Carolle Bénitah was a French Moroccan photographer, who worked for ten years as a fashion designer before turning to photography in 2001 she explores memory, family and the passage of time. Often pairing old family snapshots with handmade accents, such as embroidery, beading and ink drawings, Bénitah seeks to reinterpret her own history as daughter, wife, and mother.
Benitah took old family photos and made them into new ones but with her version of the story and her feelings towards the people and the photos. She used different styles to re-interpret her own history. For example, she used embroidery on many of her pieces as a way to express her thoughts and experiences, or on some, she used gold paint to cover a part of somebody or she would cover everyone and leave the background black and white.

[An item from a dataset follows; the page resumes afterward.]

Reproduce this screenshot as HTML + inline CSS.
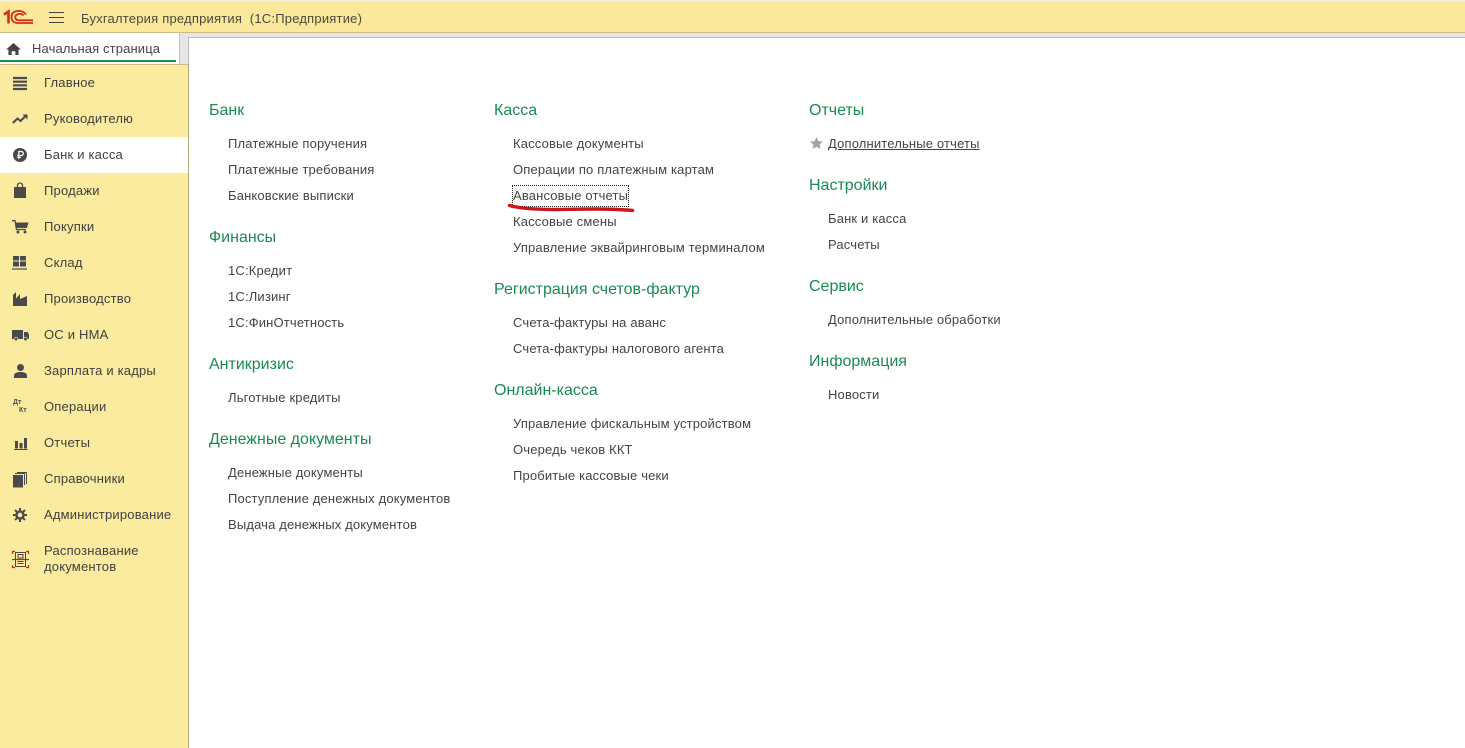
<!DOCTYPE html>
<html lang="ru"><head><meta charset="utf-8"><title>Бухгалтерия предприятия</title>
<style>
html,body{margin:0;padding:0;width:1465px;height:748px;overflow:hidden;background:#fff}
body{position:relative;font-family:"Liberation Sans",Arial,sans-serif;font-size:13px;color:#4b4b4b}
.a{position:absolute;white-space:nowrap;line-height:16px}
.h{position:absolute;white-space:nowrap;font-size:16px;line-height:20px;color:#1a8a55}
.l{position:absolute;white-space:nowrap;font-size:13px;line-height:16px;letter-spacing:.16px;color:#444}
.s{position:absolute;left:44px;white-space:nowrap;font-size:13px;line-height:16px;letter-spacing:.2px;color:#3f3f3f}
svg{position:absolute;overflow:visible}
</style></head><body>
<div style="position:absolute;left:0;top:0;width:1465px;height:2px;background:#f3f0dc"></div>
<div style="position:absolute;left:0;top:2px;width:1465px;height:30px;background:#fbe89b"></div>
<div style="position:absolute;left:0;top:32px;width:1465px;height:1px;background:#c9bd8b"></div>
<div style="position:absolute;left:0;top:33px;width:180px;height:31px;background:#fff"></div>
<div style="position:absolute;left:180px;top:33px;width:8px;height:31px;background:#e6e6e6"></div>
<div style="position:absolute;left:188px;top:33px;width:1277px;height:4px;background:#e6e6e6"></div>
<div style="position:absolute;left:179px;top:33px;width:1px;height:31px;background:#c4c4c4"></div>
<div style="position:absolute;left:188px;top:37px;width:1277px;height:1px;background:#b9b9b9"></div>
<div style="position:absolute;left:188px;top:37px;width:1px;height:27px;background:#b9b9b9"></div>
<div style="position:absolute;left:0;top:60px;width:176px;height:2px;background:#1c8f57"></div>
<div style="position:absolute;left:0;top:64px;width:188px;height:684px;background:#fbeb9e"></div>
<div style="position:absolute;left:0;top:64px;width:188px;height:1px;background:#c9bd8b"></div>
<div style="position:absolute;left:188px;top:64px;width:1px;height:684px;background:#b5ab7a"></div>
<div style="position:absolute;left:0;top:137px;width:188px;height:36px;background:#fff"></div>

<svg style="left:0;top:0" width="34" height="26" viewBox="0 0 34 26"><path d="M4 14.500L8.500 11.500V23.500" fill="none" stroke="#cf2e1e" stroke-width="2.600"/><path d="M26 14.500C24 11.500 20 10.500 17 11C13 11.700 11.500 14 11.500 17C11.500 21 14 23 18 23H33" fill="none" stroke="#cf2e1e" stroke-width="1.800"/><path d="M23.500 15.500C22 13.800 20 13.500 18.500 14C16 14.600 15.300 16 15.300 17C15.300 19.500 17 20.300 19 20.300H33" fill="none" stroke="#cf2e1e" stroke-width="1.800"/></svg>
<svg style="left:49px;top:12px" width="15" height="12"><path d="M0 .5H15M0 5.500H15M0 10.500H15" stroke="#444" stroke-width="1"/></svg>
<div class="a" style="left:81px;top:11px;letter-spacing:.21px;color:#4a4a3c">Бухгалтерия предприятия&nbsp; (1С:Предприятие)</div>
<svg style="left:6px;top:43px" width="15" height="12" viewBox="0 0 16 13"><path d="M8 0L0 7H2.500V13H6V9H10V13H13.500V7H16Z" fill="#444"/></svg>
<div class="a" style="left:32px;top:41px;letter-spacing:.13px;color:#444">Начальная страница</div>

<svg style="left:13px;top:77px" width="14" height="13"><path d="M0 1H14M0 4.700H14M0 8.300H14M0 12H14" stroke="#4a4a4a" stroke-width="2.200"/></svg>
<div class="s" style="top:75px">Главное</div>
<svg style="left:12px;top:114px" width="16" height="10"><path d="M.8 9L5.500 4.500L8.500 7L14 1.500" fill="none" stroke="#4a4a4a" stroke-width="2"/><path d="M10.500 .5H15.500V5.500Z" fill="#4a4a4a"/></svg>
<div class="s" style="top:111px">Руководителю</div>
<svg style="left:13px;top:148px" width="14" height="14"><circle cx="7" cy="7" r="7" fill="#4a4a4a"/><path d="M5.800 11V3.500H8.300A2 2 0 0 1 8.300 7.500H4.300M4.300 9.300H8" fill="none" stroke="#fff" stroke-width="1.200"/></svg>
<div class="s" style="top:147px">Банк и касса</div>
<svg style="left:14px;top:183px" width="13" height="15"><path d="M0 4H12V15H0Z" fill="#4a4a4a"/><path d="M3.500 6V2.500A2.500 2.500 0 0 1 8.500 2.500V6" fill="none" stroke="#4a4a4a" stroke-width="1.300"/></svg>
<div class="s" style="top:183px">Продажи</div>
<svg style="left:12px;top:220px" width="17" height="14"><path d="M0 .7H3L4.500 9.500H14" fill="none" stroke="#4a4a4a" stroke-width="1.300"/><path d="M3.500 2.500H16.500L15 8H4.500Z" fill="#4a4a4a"/><circle cx="6" cy="12" r="1.500" fill="#4a4a4a"/><circle cx="13" cy="12" r="1.500" fill="#4a4a4a"/></svg>
<div class="s" style="top:219px">Покупки</div>
<svg style="left:12px;top:256px" width="15" height="14"><path d="M1 0H7V4.500H1ZM8 0H14V4.500H8ZM1 5.500H7V10.500H1ZM8 5.500H14V10.500H8Z" fill="#4a4a4a"/><path d="M0 13H15" stroke="#4a4a4a" stroke-width="1.200"/></svg>
<div class="s" style="top:255px">Склад</div>
<svg style="left:13px;top:292px" width="14" height="14"><path d="M0 14V3L3 0V6.500L7 2V7L14 4V14Z" fill="#4a4a4a"/></svg>
<div class="s" style="top:291px">Производство</div>
<svg style="left:12px;top:330px" width="17" height="12"><path d="M0 0H11V9H0ZM12 2H15.500L17 4.500V9H12Z" fill="#4a4a4a"/><circle cx="4" cy="9" r="1.800" fill="#4a4a4a" stroke="#fbeb9e" stroke-width=".7"/><circle cx="13.500" cy="9" r="1.800" fill="#4a4a4a" stroke="#fbeb9e" stroke-width=".7"/></svg>
<div class="s" style="top:327px">ОС и НМА</div>
<svg style="left:14px;top:364px" width="13" height="14"><circle cx="6.500" cy="3.500" r="3.500" fill="#4a4a4a"/><path d="M0 14V11.500C0 9 3 8 6.500 8C10 8 13 9 13 11.500V14Z" fill="#4a4a4a"/></svg>
<div class="s" style="top:363px">Зарплата и кадры</div>
<div class="a" style="left:13px;top:399px;font-size:7px;line-height:8px;font-weight:bold;color:#4a4a4a">Дт</div>
<div class="a" style="left:19px;top:407px;font-size:7px;line-height:8px;font-weight:bold;color:#4a4a4a">Кт</div>
<div class="s" style="top:399px">Операции</div>
<svg style="left:14px;top:438px" width="13" height="12"><path d="M1 3H4V10.500H1ZM5.500 5H8.500V10.500H5.500ZM10 0H13V10.500H10Z" fill="#4a4a4a"/><path d="M0 11.500H13.500" stroke="#4a4a4a"/></svg>
<div class="s" style="top:435px">Отчеты</div>
<svg style="left:13px;top:472px" width="14" height="16"><path d="M0 3H10V15.500H0Z" fill="#4a4a4a"/><path d="M2 1.500H11.500V13M4 .5H13.500V12" fill="none" stroke="#4a4a4a"/></svg>
<div class="s" style="top:471px">Справочники</div>
<svg style="left:13px;top:508px" width="14" height="14" viewBox="0 0 15 15"><circle cx="7.500" cy="7.500" r="3.800" fill="none" stroke="#4a4a4a" stroke-width="2.600"/><path d="M7.500 0V15M0 7.500H15M2.200 2.200L12.800 12.800M12.800 2.200L2.200 12.800" stroke="#4a4a4a" stroke-width="2.200" stroke-dasharray="2.600 9.800 2.600 0"/></svg>
<div class="s" style="top:507px">Администрирование</div>
<svg style="left:12px;top:551px" width="17" height="17"><path d="M.5 3V.5H3M14 .5H16.500V3M.5 14V16.500H3M14 16.500H16.500V14M0 8.500H17" fill="none" stroke="#c2291c" stroke-width="1.200"/><path d="M3.500 1.500H13.500V15.500H3.500Z" fill="none" stroke="#4a4a4a"/><path d="M6 3.500H11V7H6ZM5.500 10.500H11.500M5.500 12.500H11.500" fill="none" stroke="#4a4a4a"/></svg>
<div class="s" style="top:543px">Распознавание</div>
<div class="s" style="top:559px">документов</div>

<div class="h" style="left:209px;top:101px">Банк</div>
<div class="l" style="left:228px;top:136px">Платежные поручения</div>
<div class="l" style="left:228px;top:162px">Платежные требования</div>
<div class="l" style="left:228px;top:188px">Банковские выписки</div>
<div class="h" style="left:209px;top:228px">Финансы</div>
<div class="l" style="left:228px;top:263px">1С:Кредит</div>
<div class="l" style="left:228px;top:289px">1С:Лизинг</div>
<div class="l" style="left:228px;top:315px">1С:ФинОтчетность</div>
<div class="h" style="left:209px;top:355px">Антикризис</div>
<div class="l" style="left:228px;top:390px">Льготные кредиты</div>
<div class="h" style="left:209px;top:430px">Денежные документы</div>
<div class="l" style="left:228px;top:465px">Денежные документы</div>
<div class="l" style="left:228px;top:491px">Поступление денежных документов</div>
<div class="l" style="left:228px;top:517px">Выдача денежных документов</div>

<div class="h" style="left:494px;top:101px">Касса</div>
<div class="l" style="left:513px;top:136px">Кассовые документы</div>
<div class="l" style="left:513px;top:162px">Операции по платежным картам</div>
<div class="l" style="left:513px;top:188px">Авансовые отчеты</div>
<div style="position:absolute;left:512px;top:185px;width:115px;height:20px;border:1px dotted #222"></div>
<svg style="left:0;top:0" width="700" height="220"><path d="M509.500 205.500C525 209.800 550 209.800 570 209.300C590 208.800 615 208.800 632.500 210.500" fill="none" stroke="#c8161d" stroke-width="3.400" stroke-linecap="round"/></svg>
<div class="l" style="left:513px;top:214px">Кассовые смены</div>
<div class="l" style="left:513px;top:240px">Управление эквайринговым терминалом</div>
<div class="h" style="left:494px;top:280px">Регистрация счетов-фактур</div>
<div class="l" style="left:513px;top:315px">Счета-фактуры на аванс</div>
<div class="l" style="left:513px;top:341px">Счета-фактуры налогового агента</div>
<div class="h" style="left:494px;top:381px">Онлайн-касса</div>
<div class="l" style="left:513px;top:416px">Управление фискальным устройством</div>
<div class="l" style="left:513px;top:442px">Очередь чеков ККТ</div>
<div class="l" style="left:513px;top:468px">Пробитые кассовые чеки</div>

<div class="h" style="left:809px;top:101px">Отчеты</div>
<svg style="left:810px;top:137px" width="13" height="12" viewBox="0 0 13 12"><path d="M6.500 0L8.400 4.100L13 4.600L9.600 7.600L10.500 12L6.500 9.800L2.500 12L3.400 7.600L0 4.600L4.600 4.100Z" fill="#a3a3a3"/></svg>
<div class="l" style="left:828px;top:136px;text-decoration:underline">Дополнительные отчеты</div>
<div class="h" style="left:809px;top:176px">Настройки</div>
<div class="l" style="left:828px;top:211px">Банк и касса</div>
<div class="l" style="left:828px;top:237px">Расчеты</div>
<div class="h" style="left:809px;top:277px">Сервис</div>
<div class="l" style="left:828px;top:312px">Дополнительные обработки</div>
<div class="h" style="left:809px;top:352px">Информация</div>
<div class="l" style="left:828px;top:387px">Новости</div>
</body></html>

“Those moments, fixed on paper, represented me, spoke about me and my family told things about my identity, my place in the world, my family history and its secrets, the fears that constructed me, and many other things that contributed to who I am today”
Benitah started to become interested in her old family photos when she was looking through a family album, the photos she was looking at were taken 40 years earlier, but she could not remember the moments that were in these images and what followed those special moments. Benitah felt that those photographs represented her, showed things about her family as well as told people about their identity and her place in the world. She stated those photos “contributed to who I am today”.
Benitah decided to explore the memories of her childhood so that she could understand who she was and define her identity. She started by looking into the photos that she found in her family albums. She chose snapshots because they related to memories and to loss. She saw these photos as fragments from her past, she ordered them, scanned them and printed them so that she didn’t do anything directly to the original photographs. Once Benitah made the image choice she wanted to start telling her version of the story, she then turned her attention to her own history with a new perspective as there were 40 years of distance and life experience.
“I make holes in paper until I am not hurting anymore.”
One of Carolle Benitah’s most unique features of her work is the way she manipulates the photos, she uses needlework, embroidery, beads and ink. She wanted to use embroidery as it is a primarily feminine activity and in the past women embroidered hoping for the man’s return to the home. This style was linked to when she grew up as a girl in a “good family” and used to learn how to do this. Even though Benitah knew that there was nothing subversive about embroidery she wanted to twist it with her purpose. she uses this style of work as a decorative function so that she could re-interpret her own history and expose its failings. The activities she put into her work to dispute the stereotype of embroidery being a sign of a good education with well-behaved girls, a wise spouse and a loving mother.
Carolle Benitah believed that each stitch she made with the needle, that each hole is putting death to her demons and she states that it’s like an ‘exorcism’.
Image analysis
I like how this photograph is manipulated in such a smile way, such as the stitching around each person and the shadows but can convey such a powerful message. Benitah claimed that she liked to use stitching in her photos as she felt that with each hole she was putting death to her demons. When I look at the picture I think that when growing up she had strict parents which had a very specific way they raised their children which could have led to Benitah feeling suffocated and trapped within her family. I enjoy that she is able to portray this through a simple activity such as the stitching with red string. Another feature that I feel brings the full manipulation together is the colour of the sting, red. Red is a colour that can be linked with anger, danger and love which I think a the feelings she wanted to put forward in her projects as she wanted to show case her family and how she grew up and was raised.